"Kuraklık sebebiyle büyük sıkıntı içerisindeler!.."
11/05/2023 Perşembe Köşe yazarı V.T
"Eğer siz fakirlere sadaka
verseydiniz, buna karşılık Allahü teâlâ da size yağmur verirdi!"
Ahmed bin Câfer Sebtî hazretleri evliyânın meşhurlarındandır.
Ebû Abbâs Sebtî diye tanınmıştır. 1130 (H.524) senesinde Fas’ta Sebte'de doğup,
1204 (H.601) târihinde Merrâkeş'te vefât etti. Menkıbeleri herkesin
arasında yayıldı. Şihâb el-Mukrî, Nefh-ut-Tayyib ismindeki eserinde, onun
hayâtını anlatmış, büyük âlimlerin onu övdüğünü, en büyük velîlik derecesinde
bulunduğuna şehâdet ettiklerini bildirmiştir.
Bâzıları Ahmed bin Âfir'e evliyânın kerâmeti hakkında sordular.
O da şöyle cevap verdi: Ölüm ile velînin kerâmeti kesilmez. Merrâkûş'da
defnedilmiş bulunan Sebtî hazretlerini işâret ederek; fakirlere sadaka
verdikten sonra, onun kabrinin yanında, onu vesîle ederek Allahü teâlâya duâ
eden kimsenin ihtiyâcının nasıl giderildiğine bak!" dedi.
Nefh-ut-Tayyib kitabının sâhibi Şihâb el-Mukrî şöyle anlatır:
"Sebtî hazretlerinin kabrinin yanında birkaç defâ durup, Allahü teâlâdan
dileklerde bulundum. Dileklerimden birisi de; ilim sâhibi olmam ve öğrenmek
istediğim bazı kitapları bana anlamayı nasip etmesi idi. Sebtî hazretlerinin
kabrinin yanında duâ ettim. Allahü teâlâ benim bu duâmı kısa zamanda kabûl
etti."
Abdurrahmân bin Yûsuf Hıstî, Sebtî hazretlerinin aleyhinde konuşan biri idi.
Bir gece rüyâsında Resûlullah efendimizi gördü: "Ey Allah'ın Resûlü! Sebtî
hakkında ne buyurursun?" diye sordu. Resûlullah efendimiz tebessüm
ettikten sonra, Sebtî'nin iyi kimselerden olduğunu, buyurdu. "Yâ
Resûlallah! Bana bunu açıklar mısın?" dedi.

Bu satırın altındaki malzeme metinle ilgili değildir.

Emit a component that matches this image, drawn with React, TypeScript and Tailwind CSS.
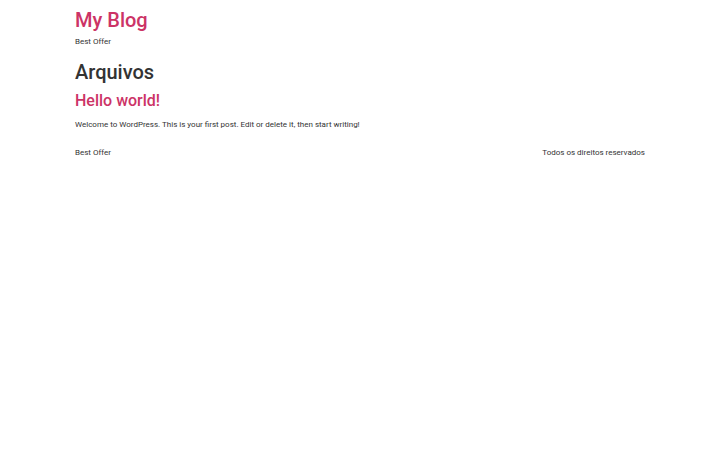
export default function App() {
  return (
    <div className="min-h-[450px] bg-white text-[#333]" style={{ fontFamily: 'Roboto, "Liberation Sans", sans-serif' }}>
      <div className="mx-auto w-[570px]">
        <header className="pt-[8px]">
          <h1 className="text-[20px] leading-[24px] font-medium text-[#cc3366]">My Blog</h1>
          <p className="mt-[4px] text-[8px] leading-[12px]">Best Offer</p>
        </header>
        <main className="mt-[12px]">
          <h1 className="text-[20px] leading-[24px] font-medium text-[#333]">Arquivos</h1>
          <h2 className="mt-[7.4px] text-[16px] leading-[19.2px] font-medium text-[#cc3366]">Hello world!</h2>
          <p className="mt-[8.4px] text-[8px] leading-[12px]">Welcome to WordPress. This is your first post. Edit or delete it, then start writing!</p>
        </main>
        <footer className="mt-[16px] flex justify-between text-[8px] leading-[12px]">
          <span>Best Offer</span>
          <span>Todos os direitos reservados</span>
        </footer>
      </div>
    </div>
  );
}
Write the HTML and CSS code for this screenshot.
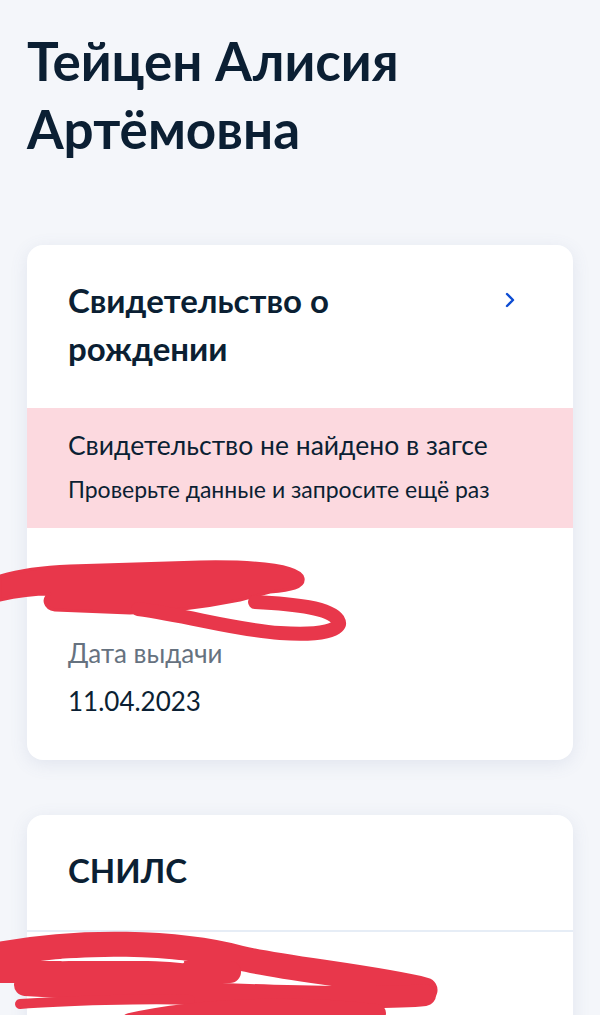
FILE: index.html
```html
<!DOCTYPE html>
<html lang="ru">
<head>
    <meta charset="UTF-8">
    <meta name="viewport" content="width=device-width, initial-scale=1.0">
    <title>Документы</title>
    <link rel="stylesheet" href="styles.css">
</head>
<body>
    <main class="page">
        <h1 class="person-name">Тейцен Алисия Артёмовна</h1>

        <section class="doc-card">
            <div class="doc-head">
                <h2 class="doc-title">Свидетельство о рождении</h2>
                <svg class="chevron" width="14" height="16" viewBox="0 0 14 16">
                    <path d="M4 2 L10 8 L4 14" fill="none" stroke="#0d4cd3" stroke-width="2.4" stroke-linecap="round" stroke-linejoin="round"/>
                </svg>
            </div>
            <div class="doc-alert">
                <p class="alert-title">Свидетельство не найдено в загсе</p>
                <p class="alert-text">Проверьте данные и запросите ещё раз</p>
            </div>
            <div class="doc-fields">
                <div class="field field-hidden"></div>
                <div class="field">
                    <span class="field-label">Дата выдачи</span>
                    <span class="field-value">11.04.2023</span>
                </div>
            </div>
        </section>

        <section class="doc-card">
            <div class="doc-head doc-head-line">
                <h2 class="doc-title">СНИЛС</h2>
            </div>
            <div class="doc-fields">
                <div class="field field-hidden"></div>
            </div>
        </section>
    </main>

    <!-- красные зачёркивания поверх личных данных -->
    <svg class="scribbles" width="600" height="1015" viewBox="0 0 600 1015">
        <g fill="#e8374b" stroke="#e8374b" stroke-linecap="round" stroke-linejoin="round">
            <path d="M0 576 C 20 570 45 567 70 566 L 200 562 C 260 561 300 566 303 578 C 305 588 290 590 270 592 L 240 600 C 200 608 160 612 130 613 L 55 610 C 44 608 42 598 50 594 C 35 594 18 596 0 600 Z" stroke-width="3"/>
            <path d="M138 609 C 190 616 235 630 280 633 C 320 636 344 630 338 620 C 330 608 295 604 255 602" fill="none" stroke-width="14"/>
            <path d="M-10 956 C 80 938 180 942 240 958 C 280 968 380 978 425 990" fill="none" stroke-width="25"/>
            <path d="M425 995 C 380 1000 200 995 25 985" fill="none" stroke-width="22"/>
            <path d="M-10 972 L 230 972" fill="none" stroke-width="22"/>
            <path d="M20 1004 C 60 1001 150 998 190 1000" fill="none" stroke-width="10"/>
            <path d="M130 1022 C 200 1006 300 1004 377 1013" fill="none" stroke-width="18"/>
        </g>
        <path d="M62 960 C 100 958 150 959 183 962" fill="none" stroke="#fff" stroke-width="2.5" stroke-linecap="round"/>
    </svg>
</body>
</html>
```

FILE: styles.css
```css
body {
    margin: 0;
    background-color: #f4f6fa;
    font-family: Lato, "Noto Sans", sans-serif;
    color: #0b1f33;
}

.page {
    padding: 27px 27px 0;
}

.person-name {
    margin: 0 0 82px;
    font-size: 53px;
    line-height: 68px;
    font-weight: 700;
}

.doc-card {
    background-color: #fff;
    border-radius: 16px;
    box-shadow: 0 4px 18px rgba(90, 110, 160, 0.12);
    overflow: hidden;
    margin-bottom: 55px;
}

.doc-head {
    display: flex;
    justify-content: space-between;
    align-items: flex-start;
    padding: 31px 56px 36px 41px;
}

.doc-head-line {
    border-bottom: 2px solid #e6edf6;
}

.doc-title {
    margin: 0;
    max-width: 340px;
    font-size: 33px;
    line-height: 48px;
    font-weight: 700;
}

.chevron {
    margin-top: 16px;
}

.doc-alert {
    background-color: #fcd9df;
    padding: 20px 41px 24px;
}

.doc-alert p {
    margin: 0;
}

.alert-title {
    font-size: 26.5px;
    line-height: 34px;
}

.alert-text {
    margin-top: 12px !important;
    font-size: 23px;
    line-height: 30px;
}

.doc-fields {
    padding: 0 41px 43px;
}

.field {
    display: flex;
    flex-direction: column;
    gap: 16px;
}

.field-hidden {
    height: 109px;
}

.field-label {
    font-size: 26px;
    line-height: 32px;
    color: #66727f;
}

.field-value {
    font-size: 26px;
    line-height: 32px;
}

.scribbles {
    position: absolute;
    top: 0;
    left: 0;
    pointer-events: none;
}
```
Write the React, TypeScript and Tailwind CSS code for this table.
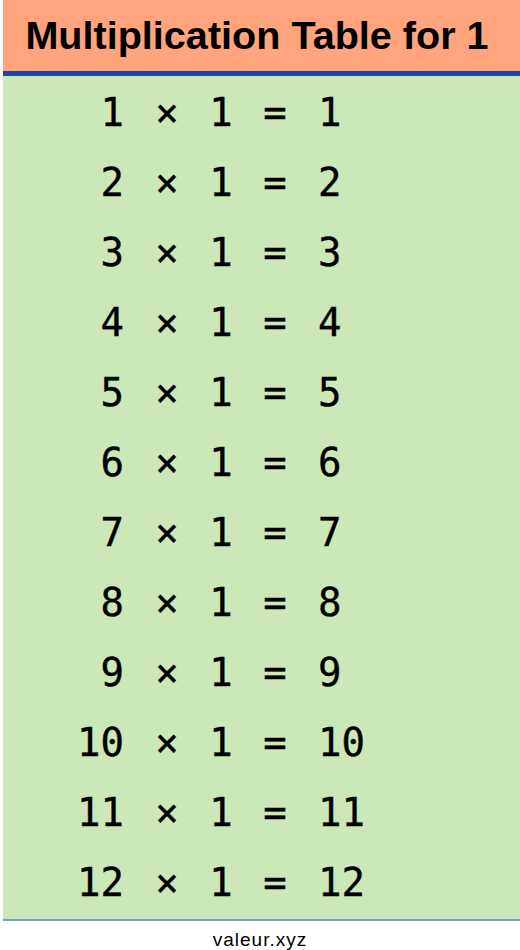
import React from 'react'

const rows = Array.from({ length: 12 }, (_, i) => i + 1)
const factor = 1

export default function App() {
  return (
    <div className="w-[520px] h-[950px] bg-white">
      <div className="ml-[3px]">
        <div className="h-[76px] bg-[#FFA47D] border-b-[5px] border-[#1c4a9e] flex items-center justify-center pr-[9px]">
          <h1 className="text-[39.6px] font-bold text-black leading-none [font-family:'Liberation_Sans',Arial,sans-serif]">
            Multiplication Table for {factor}
          </h1>
        </div>

        <div className="bg-[#CCE7B8] border-b-2 border-[#7d9cc9] pt-[2px] pb-px">
          {rows.map(n => (
            <div
              key={n}
              className="h-[70px] flex items-center text-[39px] text-black [-webkit-text-stroke:0.4px_black] [font-family:'DejaVu_Sans_Mono',monospace]"
            >
              <span className="w-[121px] text-right">{n}</span>
              <span className="w-[86px] text-center">×</span>
              <span className="w-[22px] flex justify-center">{factor}</span>
              <span className="w-[86px] text-center">=</span>
              <span>{n * factor}</span>
            </div>
          ))}
        </div>
      </div>

      <p className="text-center text-[19px] tracking-[1px] leading-none pt-[9px] text-black [font-family:'Liberation_Sans',Arial,sans-serif]">
        valeur.xyz
      </p>
    </div>
  )
}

O zaman Resûlullah efendimiz
onun Sırat köprüsünden şimşek gibi, pek süratli bir şekilde geçeceğini buyurdu.
Ebû Hasan Habbâz, Sebtî hazretlerine; "İnsanlar kuraklık ve pahalılık
sebebiyle büyük bir sıkıntı içerisindeler" deyince, ona;
"Cimriliklerinden dolayı, Allahü teâlâ onlara yağmur vermiyor. Eğer siz,
elde ettiğiniz mahsûllerin zekâtı ile fakirlere sadaka verseydiniz, buna
karşılık Allahü teâlâ da size yağmur verirdi" dedi. Sebtî hazretlerinin bu
sözleri üzerine Ebû Hasan Habbâz, fakirlere sadaka verip, yardımda bulundu.
Güneş pek kızgın, hava çok sıcaktı. Yağmurdan, ümîdini kesmişti. Ağaçların ve
diğer bitkilerin kurumaya yüz tuttuğunu gördü. Bir müddet sonra, öyle bir
yağmur yağdı ki, bütün her taraf suya kandı.